The dosing variations of the canisters were illustrated by representing the ratio of the dose weight/the average dose weight in function of the ratio of the poured powder weight/the weight put in the canister at the beginning of the test for each powder. The results are illustrated by FIGS. 6-8.
The graphs were made for each powder with the canister according to the invention and the canister according to the prior art.
FIG. 6 illustrates the dosing variation of a canister according to the present invention (graph A) and according to the prior art (graph B) for dosing and dispensing a cappuccino powder. It appears that the ratio of the dose weight/the average dose weight for the dispensing canister of the present invention is almost equal to 1 from the time the canister is full until it is emptied, whereas the ratio of the dose weight/the average dose weight for the dispensing canister of the prior art varies between 0.83 and 1.1.
FIG. 7 illustrates the same dosing variations for a chocolate powder.
FIG. 8 illustrates the same dosing variations for a coffee powder.

Example 2

The evacuation rate corresponds to the percentage of powder weight dispensed from the reservoir compared to the powder weight filled in the reservoir when the dosing variation moves away from 1.
The evacuation rate of the canister of the present invention, calculated as the mean of 14 different powders (including creamer, coffee, chocolate, cappuccino topping, . . . ) was 91%, whereas it was 67% for the canister of the prior art.

Example 3

The standard deviation was computed before the refill point of the canister of the present invention, calculated as the mean of 14 different powders (including creamer, coffee, chocolate, cappuccino topping, . . . ) was 2.2%, whereas it was 5.2% for the canister of the prior art.

Example 4

The quantity of powder remaining in the container at the end of the tests corresponds to the powder weight that cannot be dispensed by the dosing means and that stays in the reservoir.
This quantity of powder for the canister of the present invention, calculated as the mean of 14 different powders (including creamer, coffee, chocolate, cappuccino topping, . . . ) was 0.4%, whereas it was 3.8% for the canister of the prior art.

Claims

1. A dispensing canister comprising:

a reservoir having a bottom in the form of a U shaped throat, two terminal walls and two side walls the side walls being attached to upper extremities of the U shaped throat; and,

a rotatable volumetric doser,

longitudinally extending through a bottom of the reservoir, and

configured for displacing a volume of powder longitudinally through the bottom of the reservoir, and

located in the U shaped throat, an upper point of the U shaped throat extending at least up to a top of the rotatable volumetric doser, and

at least the portion of at least one of the reservoir side walls attached to the U shaped throat is straight and outwardly inclined at an angle of not greater than 25° with the vertical.

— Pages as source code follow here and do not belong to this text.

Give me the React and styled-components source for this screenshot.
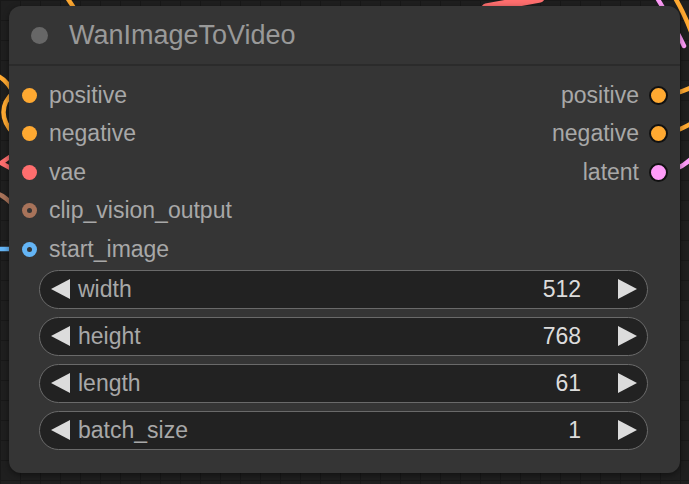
import React from 'react';
import styled, { createGlobalStyle } from 'styled-components';

const GlobalStyle = createGlobalStyle`
  html, body {
    margin: 0;
    padding: 0;
    background: #1f1f1f;
  }
  * {
    box-sizing: border-box;
  }
`;

const Canvas = styled.div`
  position: relative;
  width: 689px;
  height: 484px;
  overflow: hidden;
  padding: 6px 0 0 9px;
  background-color: #1f1f1f;
  background-image:
    linear-gradient(to right, #181818 1px, transparent 1px),
    linear-gradient(to bottom, #181818 1px, transparent 1px);
  background-size: 20px 20px;
  font-family: 'Liberation Sans', Arial, sans-serif;
`;

const Wires = styled.svg`
  position: absolute;
  inset: 0;
  pointer-events: none;
`;

const Node = styled.div`
  position: relative;
  width: 671px;
  height: 467px;
  background: #353535;
  border-radius: 12px;
  box-shadow: 0 2px 6px rgba(0, 0, 0, 0.45);
  display: flex;
  flex-direction: column;
`;

const TitleBar = styled.div`
  height: 60px;
  display: flex;
  align-items: center;
  gap: 21px;
  padding-left: 22px;
  border-bottom: 2px solid #2b2b2b;
`;

const TitleDot = styled.span`
  width: 17px;
  height: 17px;
  border-radius: 50%;
  background: #676767;
`;

const Title = styled.span`
  font-size: 27px;
  color: #999;
`;

const Slots = styled.div`
  display: flex;
  justify-content: space-between;
  padding: 10px 0 0;
`;

const SlotColumn = styled.div`
  display: flex;
  flex-direction: column;
  align-items: ${({ $right }) => ($right ? 'flex-end' : 'flex-start')};
`;

const Slot = styled.div`
  height: 38.5px;
  display: flex;
  align-items: center;
  gap: ${({ $right }) => ($right ? '10px' : '12px')};
  padding: ${({ $right }) => ($right ? '0 12px 0 0' : '0 0 0 13px')};
  font-size: 23px;
  color: #a8a8a8;
`;

const Dot = styled.span`
  width: ${({ $linked }) => ($linked ? '19px' : '15px')};
  height: ${({ $linked }) => ($linked ? '19px' : '15px')};
  border-radius: 50%;
  background: ${({ $color }) => $color};
  border: ${({ $linked }) => ($linked ? '2px solid #111' : 'none')};
  display: flex;
  align-items: center;
  justify-content: center;

  &::after {
    content: '';
    display: ${({ $hollow }) => ($hollow ? 'block' : 'none')};
    width: 5px;
    height: 5px;
    border-radius: 50%;
    background: #353535;
  }
`;

const Widgets = styled.div`
  display: flex;
  flex-direction: column;
  gap: 8px;
  padding: 1px 32px 0 30px;
`;

const Widget = styled.div`
  height: 39px;
  display: flex;
  align-items: center;
  padding: 0 10px 0 11px;
  background: #222;
  border: 1.5px solid #6a6a6a;
  border-radius: 20px;
  font-size: 23px;
`;

const Arrow = styled.span`
  width: 0;
  height: 0;
  border-top: 10px solid transparent;
  border-bottom: 10px solid transparent;
  ${({ $dir }) =>
    $dir === 'left'
      ? 'border-right: 19px solid #dcdcdc;'
      : 'border-left: 19px solid #dcdcdc;'}
`;

const WidgetLabel = styled.span`
  flex: 1;
  margin-left: 8px;
  color: #a8a8a8;
`;

const WidgetValue = styled.span`
  color: #dcdcdc;
  margin-right: 37px;
`;

const inputs = [
  { name: 'positive', color: '#ffa931' },
  { name: 'negative', color: '#ffa931' },
  { name: 'vae', color: '#ff6e6e' },
  { name: 'clip_vision_output', color: '#a8735a', hollow: true },
  { name: 'start_image', color: '#64b5f6', hollow: true },
];

const outputs = [
  { name: 'positive', color: '#ffa931' },
  { name: 'negative', color: '#ffa931' },
  { name: 'latent', color: '#ff9cf9' },
];

const widgets = [
  { name: 'width', value: 512 },
  { name: 'height', value: 768 },
  { name: 'length', value: 61 },
  { name: 'batch_size', value: 1 },
];

const App = () => (
  <>
    <GlobalStyle />
    <Canvas>
      <Wires width="689" height="484" viewBox="0 0 689 484">
        <g fill="none" strokeWidth="4.5" strokeLinecap="round">
          <path d="M 66 -4 L 74 8" stroke="#ffa931" />
          <path d="M -2 76 C 6 80, 10 86, 14 94" stroke="#ffa931" />
          <path d="M 14 92 C 0 104, 0 120, 14 134" stroke="#ffa931" />
          <path d="M 14 154 L 1 163 L 14 170" stroke="#ff6e6e" />
          <path d="M -2 194 C 4 196, 8 200, 14 206" stroke="#a8735a" />
          <path d="M -2 249 L 24 249" stroke="#64b5f6" />
          <path d="M 660 95 C 672 95, 680 93, 692 87" stroke="#ffa931" />
          <path d="M 660 133 C 672 133, 680 130, 692 123" stroke="#ffa931" />
          <path d="M 660 172 C 672 172, 682 168, 692 158" stroke="#ff9cf9" />
          <path d="M 656 -4 C 664 10, 674 24, 684 46" stroke="#ff9cf9" />
          <path d="M 674 -4 C 680 6, 686 18, 692 34" stroke="#ffa931" />
          <path d="M 486 8 L 540 -2" stroke="#ff6e6e" strokeWidth="9" />
        </g>
      </Wires>
      <Node>
        <TitleBar>
          <TitleDot />
          <Title>WanImageToVideo</Title>
        </TitleBar>
        <Slots>
          <SlotColumn>
            {inputs.map((s) => (
              <Slot key={s.name}>
                <Dot $color={s.color} $hollow={s.hollow} />
                {s.name}
              </Slot>
            ))}
          </SlotColumn>
          <SlotColumn $right>
            {outputs.map((s) => (
              <Slot key={s.name} $right>
                {s.name}
                <Dot $color={s.color} $linked />
              </Slot>
            ))}
          </SlotColumn>
        </Slots>
        <Widgets>
          {widgets.map((w) => (
            <Widget key={w.name}>
              <Arrow $dir="left" />
              <WidgetLabel>{w.name}</WidgetLabel>
              <WidgetValue>{w.value}</WidgetValue>
              <Arrow $dir="right" />
            </Widget>
          ))}
        </Widgets>
      </Node>
    </Canvas>
  </>
);

export default App;
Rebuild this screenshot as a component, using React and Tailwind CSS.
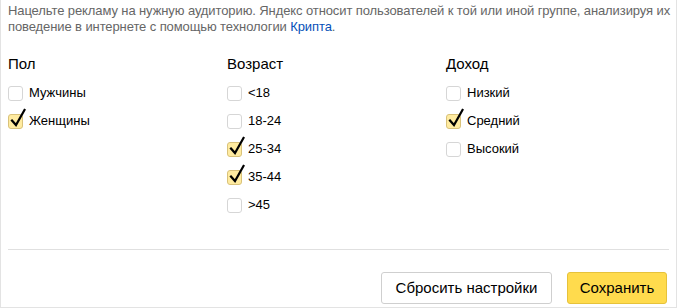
import { useState } from "react";

const groups = [
  {
    title: "Пол",
    items: [
      { label: "Мужчины", checked: false },
      { label: "Женщины", checked: true },
    ],
  },
  {
    title: "Возраст",
    items: [
      { label: "<18", checked: false },
      { label: "18-24", checked: false },
      { label: "25-34", checked: true },
      { label: "35-44", checked: true },
      { label: ">45", checked: false },
    ],
  },
  {
    title: "Доход",
    items: [
      { label: "Низкий", checked: false },
      { label: "Средний", checked: true },
      { label: "Высокий", checked: false },
    ],
  },
];

const Checkbox = ({ checked, label, onToggle }) => (
  <label className="flex items-center h-[28px] cursor-pointer select-none" onClick={onToggle}>
    <span
      className={
        "relative w-[15px] h-[15px] rounded-[3px] border " +
        (checked ? "bg-[#ffeba0] border-[#d9c27a]" : "bg-white border-[#d6d6d6]")
      }
    >
      {checked && (
        <svg className="absolute left-[1px] top-[-7px]" width="18" height="20" viewBox="0 0 18 20">
          <path d="M2 12.5 L6 17 L14.5 2" fill="none" stroke="#000" strokeWidth="2.2" strokeLinecap="square" strokeLinejoin="miter" />
        </svg>
      )}
    </span>
    <span className="ml-[6px] text-[13px] text-black">{label}</span>
  </label>
);

const App = () => {
  const [data, setData] = useState(groups);

  const toggle = (gi, ii) => {
    setData((prev) =>
      prev.map((g, a) =>
        a !== gi ? g : { ...g, items: g.items.map((it, b) => (b !== ii ? it : { ...it, checked: !it.checked })) }
      )
    );
  };

  return (
    <div
      className="w-[677px] h-[308px] bg-white border-l border-r border-b border-[#e3e3e3] flex flex-col"
      style={{ fontFamily: '"Liberation Sans", Arial, sans-serif' }}
    >
      <p className="pl-[7px] pr-0 pt-[3px] text-[13px] leading-[16px] tracking-[-0.1px] text-[#666]">
        Нацельте рекламу на нужную аудиторию. Яндекс относит пользователей к той или иной группе, анализируя их
        поведение в интернете с помощью технологии <a className="text-[#0650b8]">Крипта</a>.
      </p>

      <div className="flex pl-[7px] mt-[20px] h-[170px]">
        {data.map((g, gi) => (
          <div key={g.title} className="w-[219px]">
            <h3 className="text-[15px] leading-[18px] text-black">{g.title}</h3>
            <div className="mt-[6px]">
              {g.items.map((it, ii) => (
                <Checkbox key={it.label} label={it.label} checked={it.checked} onToggle={() => toggle(gi, ii)} />
              ))}
            </div>
          </div>
        ))}
      </div>

      <div className="ml-[7px] mr-[7px] mt-auto border-t border-[#e0e0e0]"></div>

      <div className="flex justify-end gap-[15px] pr-[9px] pt-[22px] pb-[3px]">
        <button className="w-[171px] h-[32px] rounded-[3px] border border-[#cfcfcf] bg-white text-[15px] text-black">
          Сбросить настройки
        </button>
        <button className="w-[100px] h-[32px] rounded-[3px] border border-[#e6c23b] bg-[#ffdb4d] text-[15px] text-black">
          Сохранить
        </button>
      </div>
    </div>
  );
};

export default App;
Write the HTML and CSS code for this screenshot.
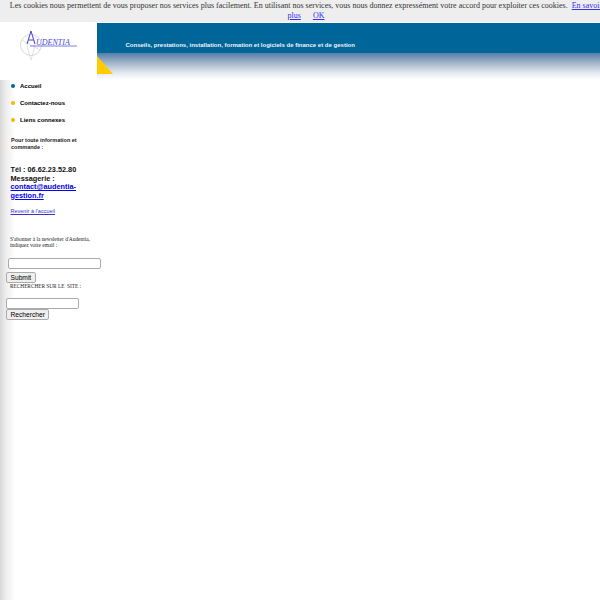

2. A dispensing canister according to claim 1, wherein the internal volume of the reservoir upper the U shaped throat does not include internal baffles.

3. A dispensing canister according to claim 1, wherein the front portion of the rotatable volumetric doser longitudinally extends out of the bottom of the reservoir and the front portion extending out of the reservoir is lodged in a cylinder.

4. A dispensing canister according to claim 1, wherein the volumetric doser is a screw auger or a spring auger.

5. A dispensing canister according to claim 1, wherein the volumetric doser is a spring auger with a solid insert located within the screw in a rear portion of the auger.

6. A dispensing canister according to claim 5, wherein the insert presents a decreasing cross section along a spring length from a rear end to a front end.

7. A dispensing canister according to claim 1, wherein the ratio of the throat length on the throat width is not more than 6.

8. A dispensing canister according to claim 1, wherein it is designed to be used for dispensing a beverage-forming or food-forming powder that is supplied to the reservoir.

9. A dispensing canister according to claim 1, wherein the rotatable volumetric doser is actuated by a motor.

10. Beverage dispenser comprising a dispensing canister comprising: a reservoir having a bottom in the form of a U shaped throat, two terminal walls and two side walls the side walls being attached to upper extremities of the U shaped throat, and a rotatable volumetric doser, longitudinally extending through a bottom of the reservoir, and configured for displacing a volume of powder longitudinally through the bottom of the reservoir, and located in the U shaped throat, an upper point of the U shaped throat extending at least up to a top of the rotatable volumetric doser, and at least the portion of at least one of the reservoir side walls attached to the U shaped throat is straight and outwardly inclined at an angle of not greater than 25° with the vertical.